I interviewed a wide range of students about the change, and not all of the feedback was positive. Sure, there were many advantages to this change—the schools became smaller and thus, smaller classroom sizes, more opportunities to get involved in student activities, etc.—but the touchy-feely human side of things wasn’t as clear cut.
The principal cut my article before publication, citing it as “not positive enough” for the student paper. That it might “upset some people,” in an “already delicate situation.” In other words, lie outright or lie by omission.
I chose to omit the piece, but that moment changed my writing life. It made me want to work harder for the truth and push those boundaries. Because being a journalist is just that: pushing boundaries to seek the truth.
As the new school year kicks off, remember that if you work in student journalism, your voice is as crucial to your audience as are the voices of those who have columns or beats in your local, state, or national newspapers. Your audience is the school body, made up of everyone from the cafeteria workers to the janitors, to your student peers, their parents, teachers, teacher aids, coaches, and more.
You will face barriers. There are people who, when you seek them out to interview, will turn you away. They will evade the truth or shy away from details. You will put in countless hours working on pieces that tackle heavy issues, as well as those human interest, feel-good stories. You will uncover things that make your stomach turn and things that remind you that one of the joys of what you’re doing is sharing the amazing work being done by those who are often overlooked or who don’t have their voices spotlighted in the way that they should be.
It’s likely that the stories that are hardest and darkest will face sharp criticism. They may even be pulled from publication or challenged by those in power. Let yourself feel hurt and angry.
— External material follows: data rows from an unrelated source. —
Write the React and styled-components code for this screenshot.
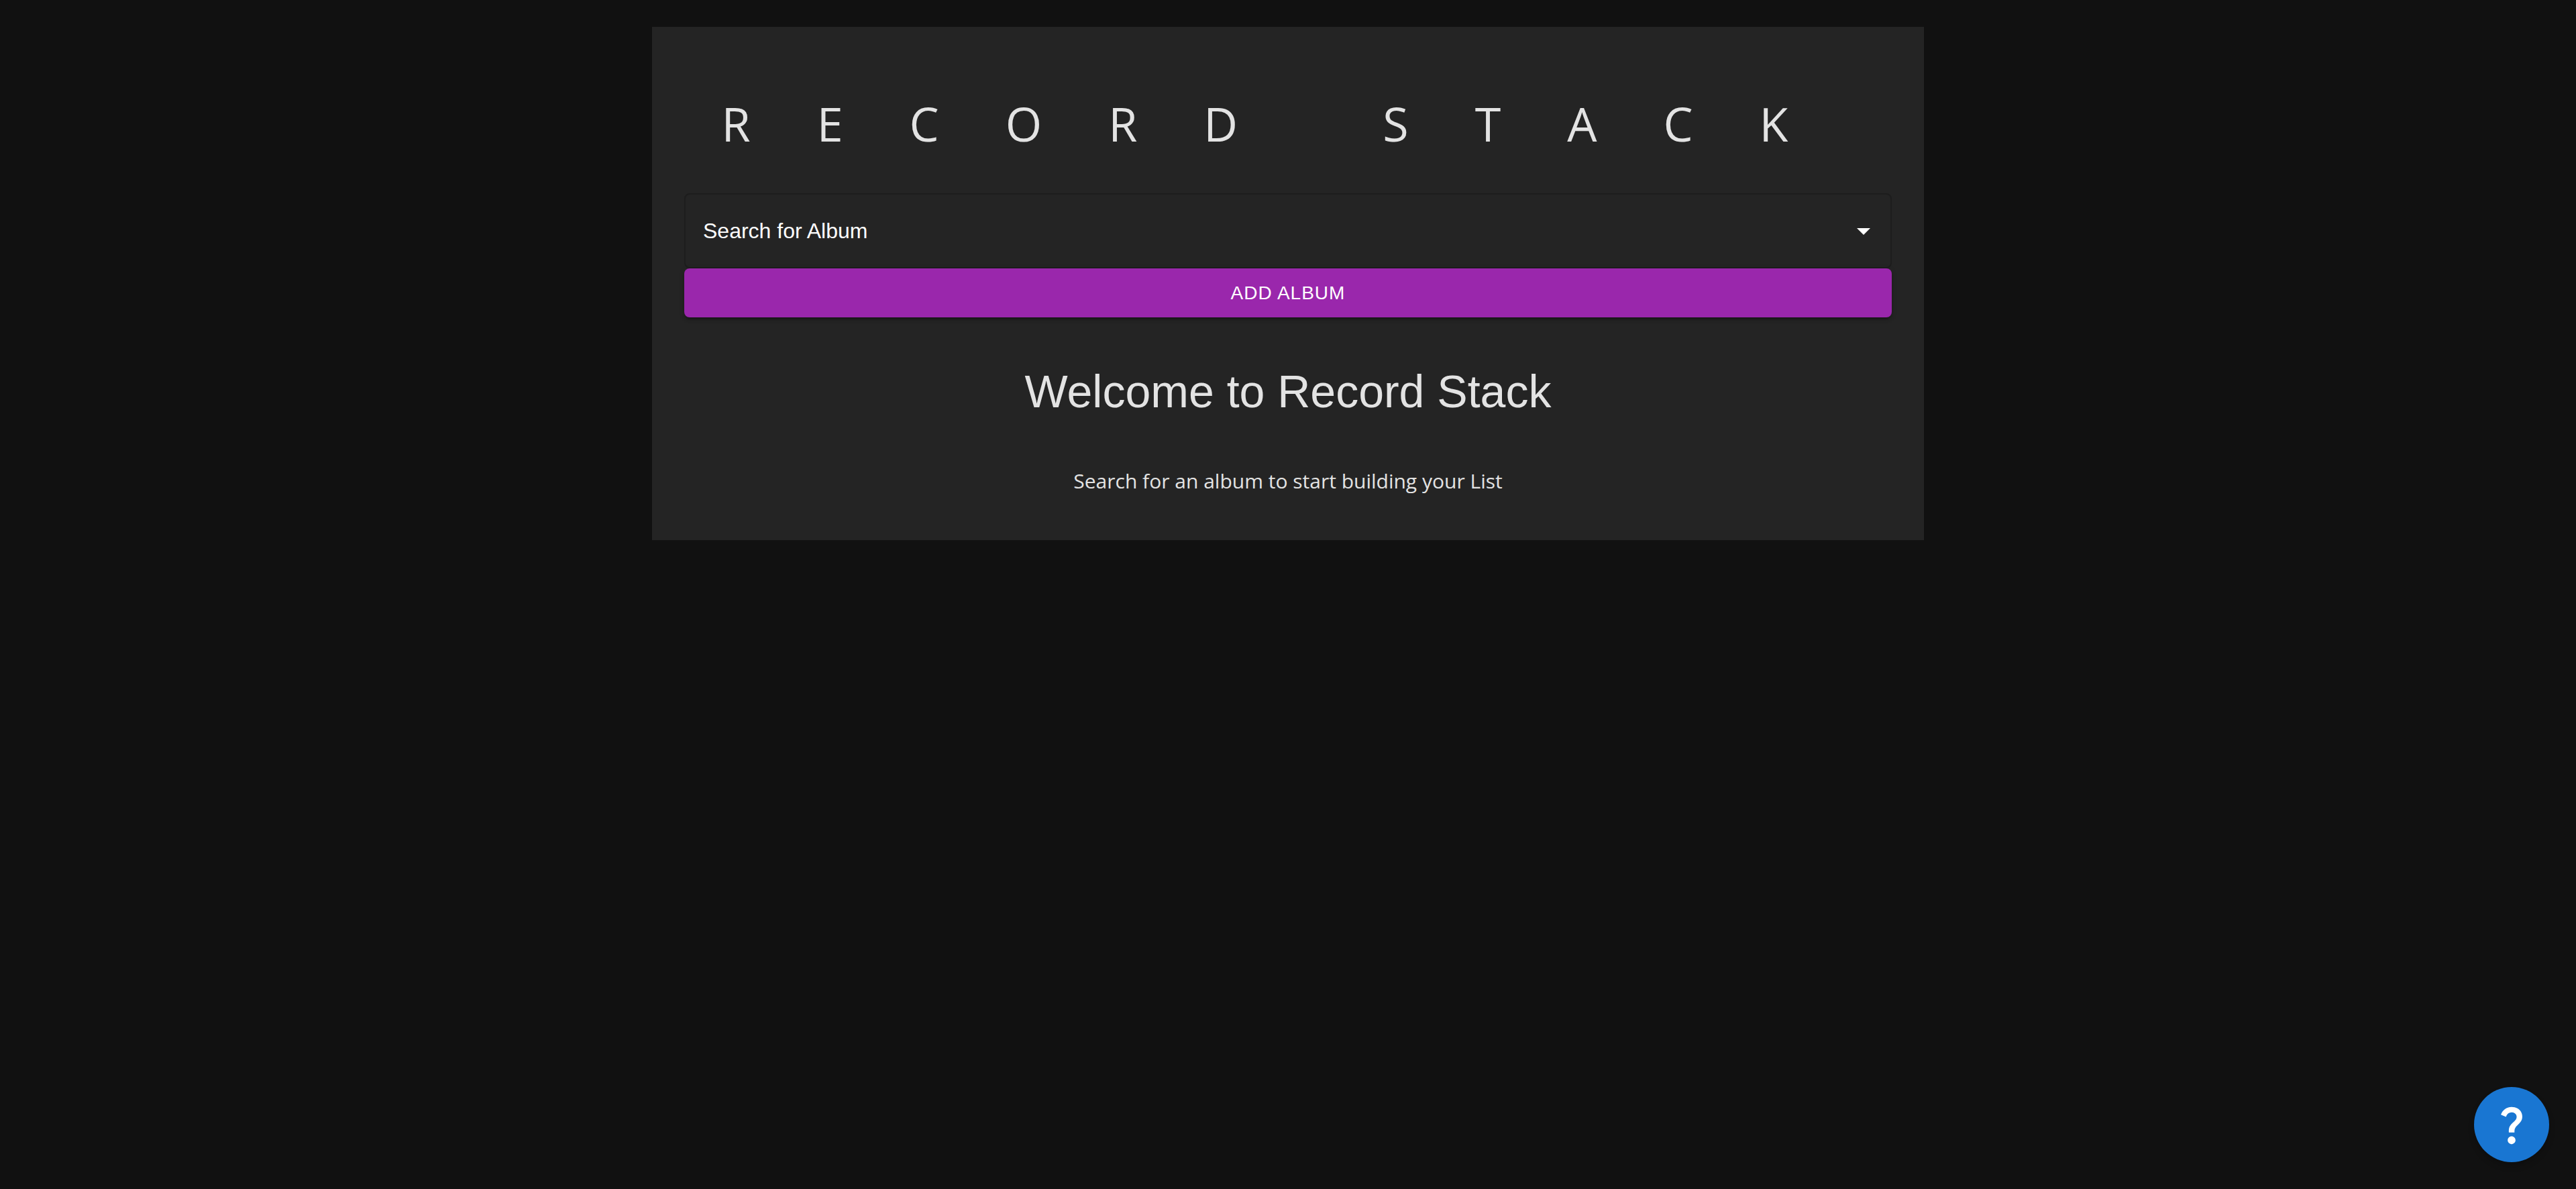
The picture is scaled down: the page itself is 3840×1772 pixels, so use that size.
import React from "react";
import styled, { createGlobalStyle } from "styled-components";

const sans = '"Liberation Sans", Arial, sans-serif';
const humanist = '"Open Sans", "Noto Sans", sans-serif';

const GlobalStyle = createGlobalStyle`
  *, *::before, *::after { box-sizing: border-box; }
  body {
    margin: 0;
    background: #111111;
    color: #e3e3e3;
    font-family: ${humanist};
    font-size: 30px;
  }
`;

const Page = styled.div`
  min-height: 100vh;
  padding: 40px;
`;

const Card = styled.main`
  display: flex;
  flex-direction: column;
  max-width: 1896px;
  margin: 0 auto;
  padding: 48px;
  background: #242424;
  text-align: center;
`;

const Title = styled.h1`
  margin: 48px 0 56px;
  font-size: 70px;
  font-weight: 400;
  line-height: 96px;
  letter-spacing: 99px;
  white-space: nowrap;
`;

const Form = styled.form`
  display: flex;
  flex-direction: column;
`;

const Field = styled.div`
  display: flex;
  align-items: center;
  height: 112px;
  padding: 0 16px 0 26px;
  border: 2px solid #1d1d1d;
  border-radius: 8px;
`;

const SearchInput = styled.input`
  flex: 1;
  min-width: 0;
  padding: 0;
  border: 0;
  outline: 0;
  background: transparent;
  color: #ffffff;
  font-family: ${sans};
  font-size: 32px;
  line-height: 46px;

  &::placeholder {
    color: #ffffff;
    opacity: 1;
  }
`;

const ToggleButton = styled.button`
  display: flex;
  padding: 0;
  border: 0;
  background: transparent;
  color: #ffffff;
  cursor: pointer;
`;

const Icon = styled.svg`
  display: block;
  width: ${({ $size }) => $size}px;
  height: ${({ $size }) => $size}px;
  fill: currentColor;
`;

const AddButton = styled.button`
  padding: 12px 32px;
  border: 0;
  border-radius: 8px;
  background: #9a27ac;
  box-shadow:
    0 6px 2px -4px rgba(0, 0, 0, 0.2),
    0 4px 4px 0 rgba(0, 0, 0, 0.14),
    0 2px 10px 0 rgba(0, 0, 0, 0.12);
  color: #ffffff;
  font-family: ${sans};
  font-size: 28px;
  line-height: 49px;
  letter-spacing: 1px;
  text-transform: uppercase;
  cursor: pointer;
`;

const Heading = styled.h2`
  margin: 68px 0;
  font-family: ${sans};
  font-size: 68px;
  font-weight: 400;
  line-height: 84px;
`;

const Hint = styled.p`
  margin: 0 0 16px;
  line-height: 48px;
`;

const HelpButton = styled.button`
  position: fixed;
  right: 40px;
  bottom: 40px;
  display: flex;
  align-items: center;
  justify-content: center;
  width: 112px;
  height: 112px;
  padding: 0;
  border: 0;
  border-radius: 50%;
  background: #1976d2;
  box-shadow: 0 6px 10px rgba(0, 0, 0, 0.2);
  color: #ffffff;
  cursor: pointer;
`;

function DropDownIcon() {
  return (
    <Icon $size={48} viewBox="0 0 24 24" aria-hidden="true">
      <path d="M7 10l5 5 5-5z" />
    </Icon>
  );
}

function QuestionIcon() {
  return (
    <Icon $size={70} viewBox="0 0 24 24" aria-hidden="true">
      <path d="M11.07 12.85c.77-1.39 2.25-2.21 3.11-3.44.91-1.29.4-3.7-2.18-3.7-1.69 0-2.52 1.28-2.87 2.34L6.54 6.96C7.25 4.83 9.18 3 11.99 3c2.35 0 3.96 1.07 4.78 2.41.7 1.15 1.11 3.3.03 4.9-1.2 1.77-2.35 2.31-2.97 3.45-.25.46-.35.76-.35 2.24h-2.89c-.01-.78-.13-2.05.48-3.15zM14 20c0 1.1-.9 2-2 2s-2-.9-2-2 .9-2 2-2 2 .9 2 2z" />
    </Icon>
  );
}

export default function App() {
  return (
    <Page>
      <GlobalStyle />
      <Card>
        <Title>RECORD STACK</Title>
        <Form onSubmit={(event) => event.preventDefault()}>
          <Field>
            <SearchInput
              type="text"
              role="combobox"
              aria-expanded="false"
              aria-label="Search for Album"
              placeholder="Search for Album"
            />
            <ToggleButton type="button" aria-label="Open">
              <DropDownIcon />
            </ToggleButton>
          </Field>
          <AddButton type="submit">Add Album</AddButton>
        </Form>
        <Heading>Welcome to Record Stack</Heading>
        <Hint>Search for an album to start building your List</Hint>
      </Card>
      <HelpButton type="button" aria-label="Help">
        <QuestionIcon />
      </HelpButton>
    </Page>
  );
}
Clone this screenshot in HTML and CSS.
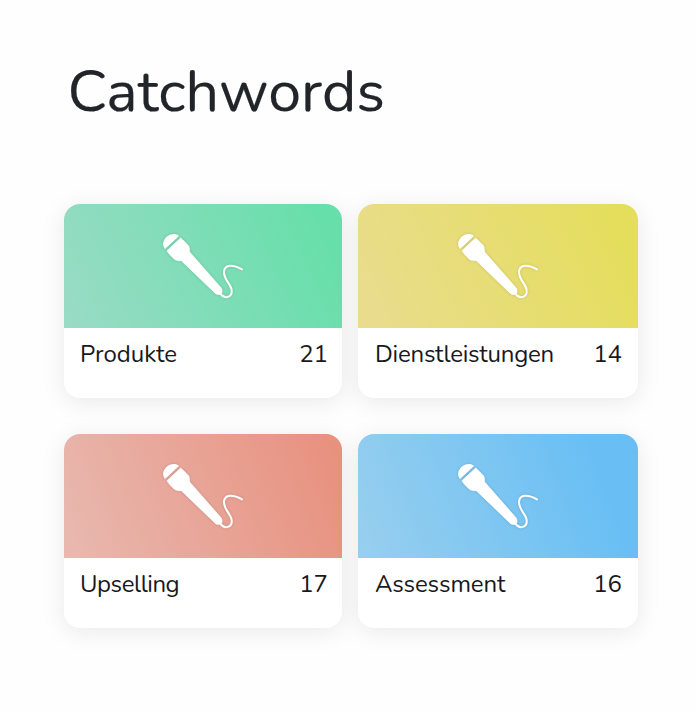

You’re living in an incredible age of digital information that people like me didn’t have. You have the power to use other tools to share the things that need to be shared. It’s power you need to use responsibly, but it’s power nonetheless. Get to know the Student Press Law Center. Get to know the ACLU. Get to know other local media organizations that exist in order to help you do work that you need to do.
But also use the tools at your disposal.
Can’t publish the piece you’ve done work for in the newspaper? Why not share it in a blog post? Enlist fellow journalists to help you spread the word. If it’s work that needs to be shared, if it’s something you feel passionate that your community needs to know, then sidestep the red tape. It might mean you find yourself in a principal’s office or find yourself being called any number of things—a trouble maker, a rabble-rouser, difficult—but those are merely names. Every person through history who has made a difference, be it on the micro level or the macro level, has found themselves called any number of names.
Those names? Mean someone is scared that you’re doing something that needs to be done. As legendary politician, human rights activist, and all-around badass John Lewis encourages: make good trouble.
Digging up the truth and sharing it is good trouble.
Returning for a moment to the story of the Catholic high school above. What’s most important about that story isn’t that the newspaper piece was pulled.
It’s that after it was pulled, the story took on a whole new life, reached a much wider audience, and caught the attention of people who otherwise would have never known there was such an issue of sexism at this school. It didn’t stop there, either: it’s a reminder of the ways sexism and quiet censorship happen everywhere, with immense frequency, and that those things deserve to be called out again and again and again.
That is the work.
Young writers, go into your new school year ready to fight like hell for the truth. Your work and your voices are vital for continuing to shine light on the things that need to be called out, the things that need to be changed, and the things which go against everything good and right in the world. Call out racism. Call out sexism. Call out ableism.
Call out homophobia and transphobia.
Write about the ways in which the dress code unfairly targets certain students and privileges others. Write about the ways that fellow students are made to feel lesser than because of school policies. Write about the ways that government actions impact your community on the ground level.
Write fiery opinion pieces that piss people off, and write about the amazing, thankless work many of those in your community partake in daily and never see kudos for.
Humanize. Always, always humanize.
If you’re in a position of privilege, stand up and support those doing the same work you are who don’t have those pillars of privilege. Give your fellow student journalists from marginalized backgrounds space to do the work the way they need to do the work, and don’t just encourage them. Share their work, and step in and up to take the criticism if necessary. You have far less to lose than they do, and their voices are not only far more vulnerable, but also crucial in ensuring that the truth pulses forward.
When the going gets tough and the cards feel stacked against you, keep going. Reach out to those who believe in your work and build relationships with other student media outlets for support, for feedback, and for help. Amplify others and be amplified.
You are the future of the media, and in a world that constantly tries to stub you out and shut you down, your shouting, your pounding, and your relentlessness is your power. You are the future of keeping the truth something accurate. You are the truth, and you need to keep pursing it day after day.
In a world that downplays facts and shifts the goalposts on what truth means, you’re pushing back and saying those things are things that matter. That do have meaning.
Words are power.
Keep using them.
You keep the system in check because you are the check on the system.
With love and in solidarity,
A fellow student journalist and fellow member of the media.